Battery technology evolution never occurs in isolation; it inevitably drives parallel advancements in electric drive systems and electronic control systems. Beyond the exhibition halls of CIBF2026, the increasingly systematic nature of competition in electrification technologies was equally evident. As battery capacity per vehicle continues to rise, data from the China Automotive Power Battery Industry Innovation Alliance showed that average battery capacity per NEV reached 67.8kWh from January to April this year, up 33.8% year-over-year. Higher battery capacity requires higher-voltage platforms, and 800V high-voltage architectures are now rapidly expanding from premium vehicles into the mainstream market.
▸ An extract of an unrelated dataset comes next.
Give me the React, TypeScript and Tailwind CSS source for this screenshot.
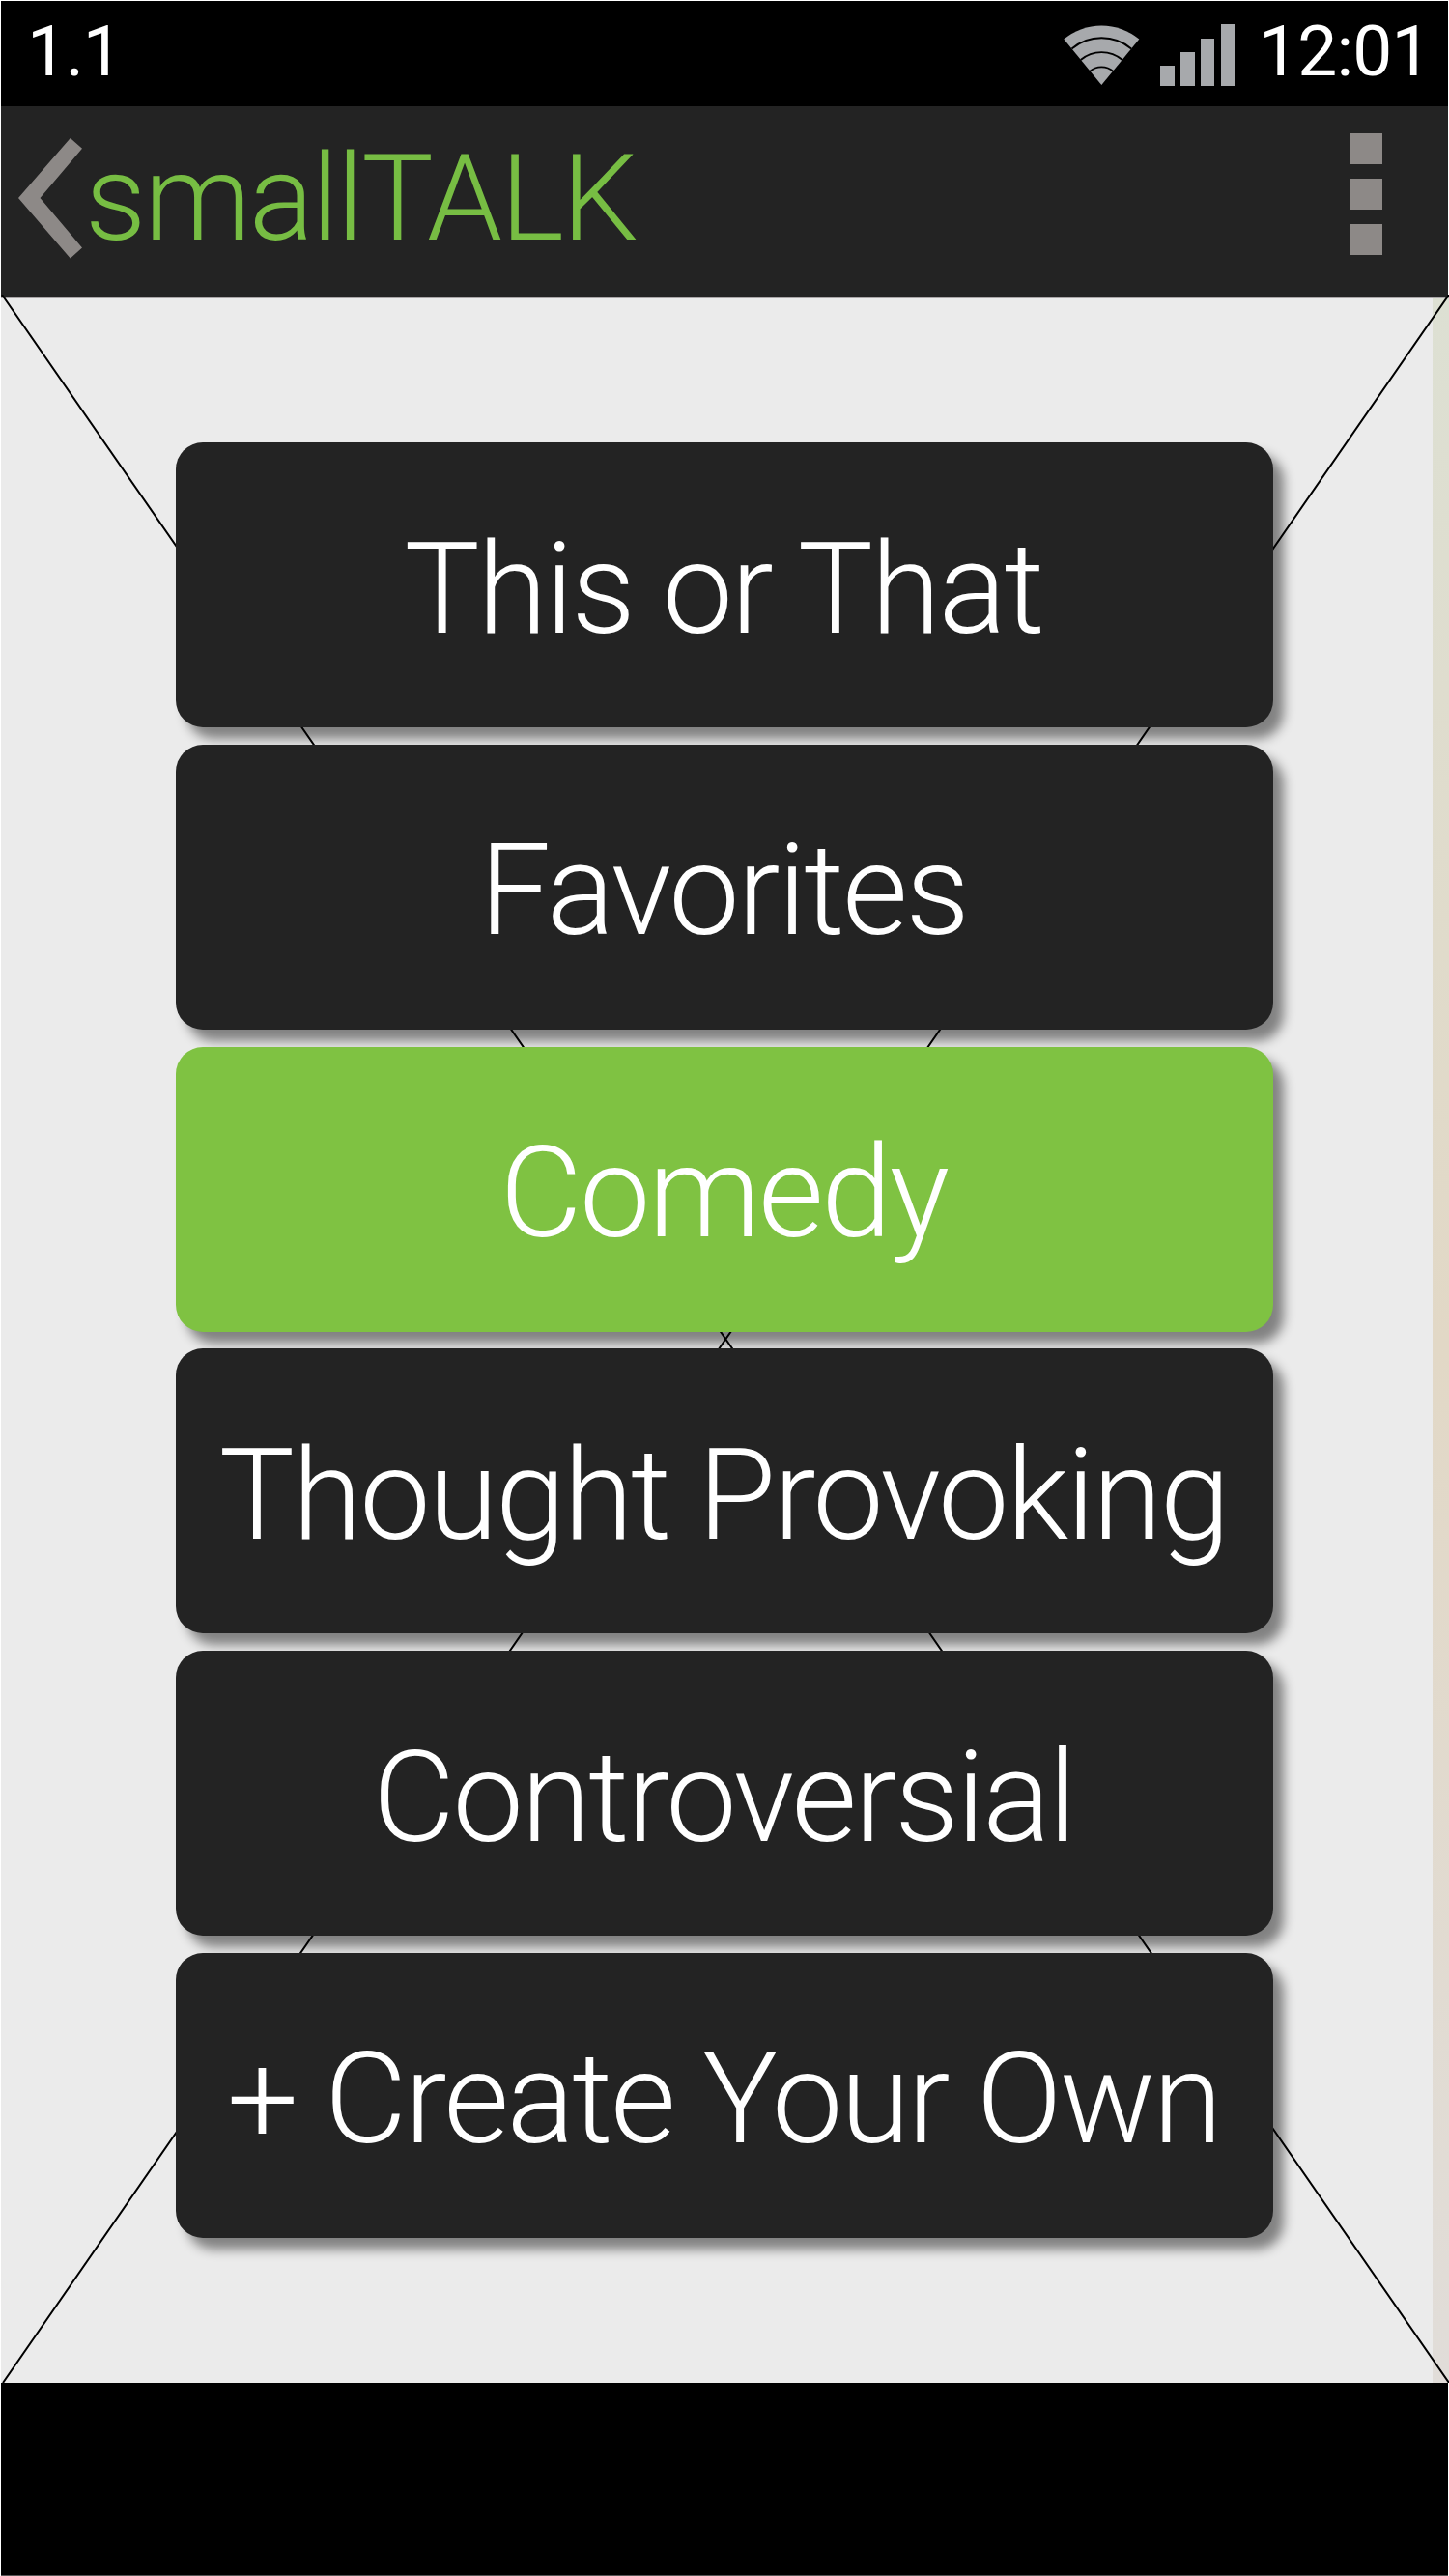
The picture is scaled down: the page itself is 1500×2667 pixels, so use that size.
const categories = [
  { label: "This or That", tracking: "tracking-[-2.2px]" },
  { label: "Favorites", tracking: "tracking-[-2.35px]" },
  { label: "Comedy", tracking: "tracking-[-2.4px]", active: true },
  { label: "Thought Provoking", tracking: "tracking-[-2.35px]" },
  { label: "Controversial", tracking: "tracking-[-2.4px]" },
  { label: "+ Create Your Own", tracking: "tracking-[-2.4px]" },
];

function WifiIcon() {
  return (
    <svg className="h-[64px] w-[80px]" viewBox="0 0 80 64">
      <path d="M40.3 63 L1.3 15.5 A61.5 61.5 0 0 1 79.3 15.5 Z" fill="#a7a9ac" />
      <g fill="none" stroke="#000" strokeWidth="1.9">
        <path d="M9.5 25.5 A48 48 0 0 1 71.1 25.5" />
        <path d="M18.7 37 A33.5 33.5 0 0 1 61.9 37" />
        <path d="M28 49 A18.7 18.7 0 0 1 52.6 49" />
      </g>
    </svg>
  );
}

function StatusBar() {
  return (
    <div className="flex h-[109px] items-start bg-black pl-[27px] text-[73px] leading-[104px] text-white">
      <span className="grow tracking-[-1.3px]">1.1</span>
      <div className="flex pt-[24px]">
        <WifiIcon />
        <div className="ml-[21px] flex h-[64px] items-end gap-[6.2px]">
          <div className="h-[21px] w-[14.5px] bg-[#a7a9ac]" />
          <div className="h-[35px] w-[14.5px] bg-[#a7a9ac]" />
          <div className="h-[49px] w-[14.5px] bg-[#a7a9ac]" />
          <div className="h-[64px] w-[14.5px] bg-[#a7a9ac]" />
        </div>
      </div>
      <span className="ml-[25px] w-[196px] whitespace-nowrap tracking-[-0.8px]">12:01</span>
    </div>
  );
}

function ActionBar() {
  return (
    <header className="flex h-[198px] items-start bg-[#232323] pl-[18px]">
      <svg className="mt-[32px] h-[127px] w-[68px]" viewBox="0 0 68 127">
        <path d="M53.8 1 L66 11.7 L22.5 63 L66 114.5 L53.8 125.5 L0 63 Z" fill="#8d8987" />
      </svg>
      <h1 className="mt-[21px] ml-px grow text-[125px] leading-[150px] font-light tracking-[-2.2px] text-[#77bd43]">
        smallTALK
      </h1>
      <div className="mt-[28px] mr-[68px] flex flex-col gap-[15px]">
        <div className="h-[32px] w-[33px] bg-[#8d8987]" />
        <div className="h-[32px] w-[33px] bg-[#8d8987]" />
        <div className="h-[32px] w-[33px] bg-[#8d8987]" />
      </div>
    </header>
  );
}

export default function App() {
  return (
    <div className="flex h-[2667px] w-[1500px] flex-col overflow-hidden bg-white pt-px font-['Roboto',sans-serif]">
      <div className="mx-px">
        <StatusBar />
        <ActionBar />
      </div>
      <main className="relative ml-px h-[2159px] border-t border-[#a9a5a7] bg-[#ebebeb]">
        <div className="absolute top-0 right-0 h-full w-[17px] bg-linear-to-b from-[#dde0d3] via-[#e2d8c6] to-[#e1ddd9]" />
        <svg className="absolute -top-[4px] -left-px h-[2162px] w-[1500px]" viewBox="0 305 1500 2162">
          <path d="M2 305 L1500 2467 M1500 305 L3 2467" stroke="#000" strokeWidth="2" />
        </svg>
        <div className="relative mt-[149px] ml-[181px] flex w-[1136px] flex-col gap-[17.8px]">
          {categories.map((c) => (
            <button
              key={c.label}
              className={`flex h-[295px] items-center justify-center rounded-[28px] pt-[8px] pr-[2px] text-[131px] leading-[150px] font-light whitespace-nowrap text-white shadow-[11px_12px_12px_rgba(0,0,0,0.45)] ${c.tracking} ${c.active ? "bg-[#7fc242]" : "bg-[#232323]"}`}
            >
              {c.label}
            </button>
          ))}
        </div>
      </main>
      <footer className="mx-px h-[200px] border-b border-[#555] bg-black" />
    </div>
  );
}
Large-scale adoption of silicon carbide (SiC) power devices is becoming a key variable in the next-generation evolution of electronic control systems.

Professor Ouyang Minggao’s proposed “Seven Fulls” technology framework — encompassing full-process safety, all-climate ultra-fast charging, fully autonomous driving, fully steer-by-wire chassis systems, fully solid-state batteries, all-condition high efficiency, and fully functional electric vehicles — signals that the industry has transitioned from isolated technological breakthroughs to an era of comprehensive system-level competition.

Taking into account the overall performance of this year’s CIBF alongside recent shifts in capital market sentiment, the industry’s direction has become increasingly clear. The lithium battery sector has completely moved beyond the era of extensive scale-driven expansion. Investors are now placing greater emphasis on scenario-specific customization capabilities, order quality, barriers within niche segments, and the ability to execute long-term cross-cycle strategies. Industry competition is evolving away from homogeneous manufacturing and price wars toward comprehensive value competition centered on demand understanding, solution matching, and ecosystem collaboration. The varying demands across different market segments are now directly shaping both corporate product strategies and valuation differentiation in capital markets.